[Aim of the task]:
Every line below is to be copied exactly, with the pictures left out.

# Start of Supplied data

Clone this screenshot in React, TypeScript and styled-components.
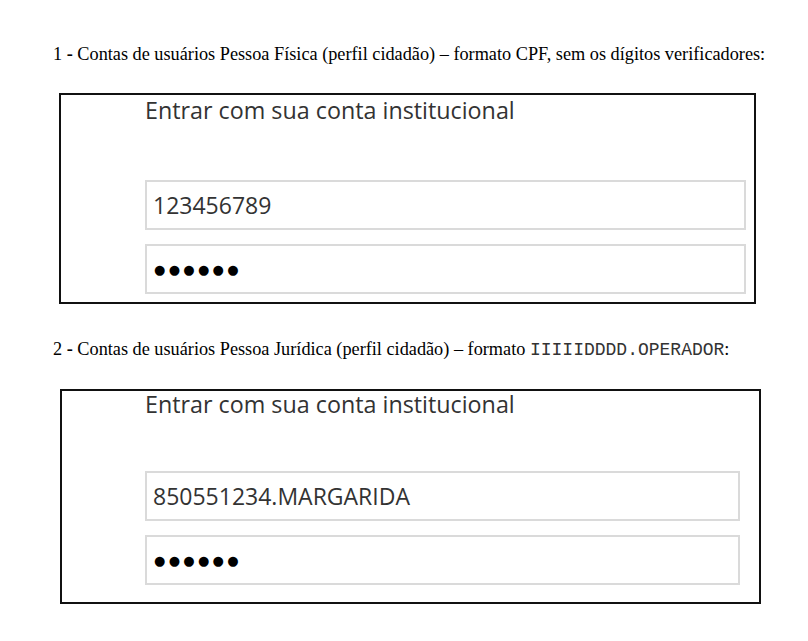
import styled, { createGlobalStyle } from "styled-components";

interface PanelProps {
  $width: number;
  $height: number;
  $left: number;
  $padLeft: number;
  $padRight: number;
  $titleTop: number;
}

interface LoginBox {
  width: number;
  height: number;
  left: number;
  padLeft: number;
  padRight: number;
  titleTop: number;
  fieldsTop: number;
  user: string;
}

const GlobalStyle = createGlobalStyle`
  html, body {
    margin: 0;
    padding: 0;
    background: #ffffff;
  }
`;

const Section = ({
  caption,
  box,
}: {
  caption: React.ReactNode;
  box: LoginBox;
}) => (
  <SectionWrap>
    <Caption>{caption}</Caption>
    <Panel
      $width={box.width}
      $height={box.height}
      $left={box.left}
      $padLeft={box.padLeft}
      $padRight={box.padRight}
      $titleTop={box.titleTop}
    >
      <PanelTitle>Entrar com sua conta institucional</PanelTitle>
      <Fields $top={box.fieldsTop}>
        <Field>{box.user}</Field>
        <Field>
          <Dots>●●●●●●</Dots>
        </Field>
      </Fields>
    </Panel>
  </SectionWrap>
);

const App = () => {
  return (
    <>
      <GlobalStyle />
      <Page>
        <Section
          caption={
            <>
              1 <b>-</b> Contas de usuários Pessoa Física (perfil cidadão) –
              formato CPF, sem os dígitos verificadores:
            </>
          }
          box={{
            width: 697,
            height: 211,
            left: 6,
            padLeft: 84,
            padRight: 8,
            titleTop: 3,
            fieldsTop: 58,
            user: "123456789",
          }}
        />
        <Section
          caption={
            <>
              2 <b>-</b> Contas de usuários Pessoa Jurídica (perfil cidadão) –
              formato <Mono>IIIIIDDDD.OPERADOR</Mono>:
            </>
          }
          box={{
            width: 701,
            height: 215,
            left: 7,
            padLeft: 83,
            padRight: 19,
            titleTop: 1,
            fieldsTop: 55,
            user: "850551234.MARGARIDA",
          }}
        />
      </Page>
    </>
  );
};

const Page = styled.div`
  display: flex;
  flex-direction: column;
  gap: 34px;
  padding: 43px 0 0 53px;
`;

const SectionWrap = styled.section`
  display: flex;
  flex-direction: column;
  gap: 28px;
`;

const Caption = styled.p`
  margin: 0;
  font-family: "Liberation Serif", "Times New Roman", serif;
  font-size: 18.25px;
  line-height: 22px;
  color: #000;
  white-space: nowrap;

  b {
    font-weight: bold;
  }
`;

const Mono = styled.span`
  font-family: "Liberation Mono", "Courier New", monospace;
  font-size: 18px;
  color: #333;
`;

const Panel = styled.div<PanelProps>`
  box-sizing: border-box;
  width: ${({ $width }) => $width}px;
  height: ${({ $height }) => $height}px;
  margin-left: ${({ $left }) => $left}px;
  border: 2px solid #111;
  padding: ${({ $titleTop }) => $titleTop}px
    ${({ $padRight }) => $padRight}px 0 ${({ $padLeft }) => $padLeft}px;
  display: flex;
  flex-direction: column;
`;

const PanelTitle = styled.div`
  font-family: "Open Sans", "Noto Sans", sans-serif;
  font-size: 23.3px;
  line-height: 24px;
  color: #333;
  white-space: nowrap;
`;

const Fields = styled.div<{ $top: number }>`
  display: flex;
  flex-direction: column;
  gap: 14px;
  margin-top: ${({ $top }) => $top}px;
`;

const Field = styled.div`
  box-sizing: border-box;
  height: 50px;
  border: 2px solid #dadada;
  padding: 0 0 0 6px;
  display: flex;
  align-items: center;
  font-family: "Open Sans", "Noto Sans", sans-serif;
  font-size: 23px;
  color: #333;
`;

const Dots = styled.span`
  margin-left: 1px;
  font-family: "DejaVu Sans", sans-serif;
  font-size: 13px;
  letter-spacing: 3.3px;
  color: #000;
`;

export default App;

# End of Supplied data

[Task answer]:
Clone this screenshot in React, TypeScript and styled-components.
import styled, { createGlobalStyle } from "styled-components";

interface PanelProps {
  $width: number;
  $height: number;
  $left: number;
  $padLeft: number;
  $padRight: number;
  $titleTop: number;
}

interface LoginBox {
  width: number;
  height: number;
  left: number;
  padLeft: number;
  padRight: number;
  titleTop: number;
  fieldsTop: number;
  user: string;
}

const GlobalStyle = createGlobalStyle`
  html, body {
    margin: 0;
    padding: 0;
    background: #ffffff;
  }
`;

const Section = ({
  caption,
  box,
}: {
  caption: React.ReactNode;
  box: LoginBox;
}) => (
  <SectionWrap>
    <Caption>{caption}</Caption>
    <Panel
      $width={box.width}
      $height={box.height}
      $left={box.left}
      $padLeft={box.padLeft}
      $padRight={box.padRight}
      $titleTop={box.titleTop}
    >
      <PanelTitle>Entrar com sua conta institucional</PanelTitle>
      <Fields $top={box.fieldsTop}>
        <Field>{box.user}</Field>
        <Field>
          <Dots>●●●●●●</Dots>
        </Field>
      </Fields>
    </Panel>
  </SectionWrap>
);

const App = () => {
  return (
    <>
      <GlobalStyle />
      <Page>
        <Section
          caption={
            <>
              1 <b>-</b> Contas de usuários Pessoa Física (perfil cidadão) –
              formato CPF, sem os dígitos verificadores:
            </>
          }
          box={{
            width: 697,
            height: 211,
            left: 6,
            padLeft: 84,
            padRight: 8,
            titleTop: 3,
            fieldsTop: 58,
            user: "123456789",
          }}
        />
        <Section
          caption={
            <>
              2 <b>-</b> Contas de usuários Pessoa Jurídica (perfil cidadão) –
              formato <Mono>IIIIIDDDD.OPERADOR</Mono>:
            </>
          }
          box={{
            width: 701,
            height: 215,
            left: 7,
            padLeft: 83,
            padRight: 19,
            titleTop: 1,
            fieldsTop: 55,
            user: "850551234.MARGARIDA",
          }}
        />
      </Page>
    </>
  );
};

const Page = styled.div`
  display: flex;
  flex-direction: column;
  gap: 34px;
  padding: 43px 0 0 53px;
`;

const SectionWrap = styled.section`
  display: flex;
  flex-direction: column;
  gap: 28px;
`;

const Caption = styled.p`
  margin: 0;
  font-family: "Liberation Serif", "Times New Roman", serif;
  font-size: 18.25px;
  line-height: 22px;
  color: #000;
  white-space: nowrap;

  b {
    font-weight: bold;
  }
`;

const Mono = styled.span`
  font-family: "Liberation Mono", "Courier New", monospace;
  font-size: 18px;
  color: #333;
`;

const Panel = styled.div<PanelProps>`
  box-sizing: border-box;
  width: ${({ $width }) => $width}px;
  height: ${({ $height }) => $height}px;
  margin-left: ${({ $left }) => $left}px;
  border: 2px solid #111;
  padding: ${({ $titleTop }) => $titleTop}px
    ${({ $padRight }) => $padRight}px 0 ${({ $padLeft }) => $padLeft}px;
  display: flex;
  flex-direction: column;
`;

const PanelTitle = styled.div`
  font-family: "Open Sans", "Noto Sans", sans-serif;
  font-size: 23.3px;
  line-height: 24px;
  color: #333;
  white-space: nowrap;
`;

const Fields = styled.div<{ $top: number }>`
  display: flex;
  flex-direction: column;
  gap: 14px;
  margin-top: ${({ $top }) => $top}px;
`;

const Field = styled.div`
  box-sizing: border-box;
  height: 50px;
  border: 2px solid #dadada;
  padding: 0 0 0 6px;
  display: flex;
  align-items: center;
  font-family: "Open Sans", "Noto Sans", sans-serif;
  font-size: 23px;
  color: #333;
`;

const Dots = styled.span`
  margin-left: 1px;
  font-family: "DejaVu Sans", sans-serif;
  font-size: 13px;
  letter-spacing: 3.3px;
  color: #000;
`;

export default App;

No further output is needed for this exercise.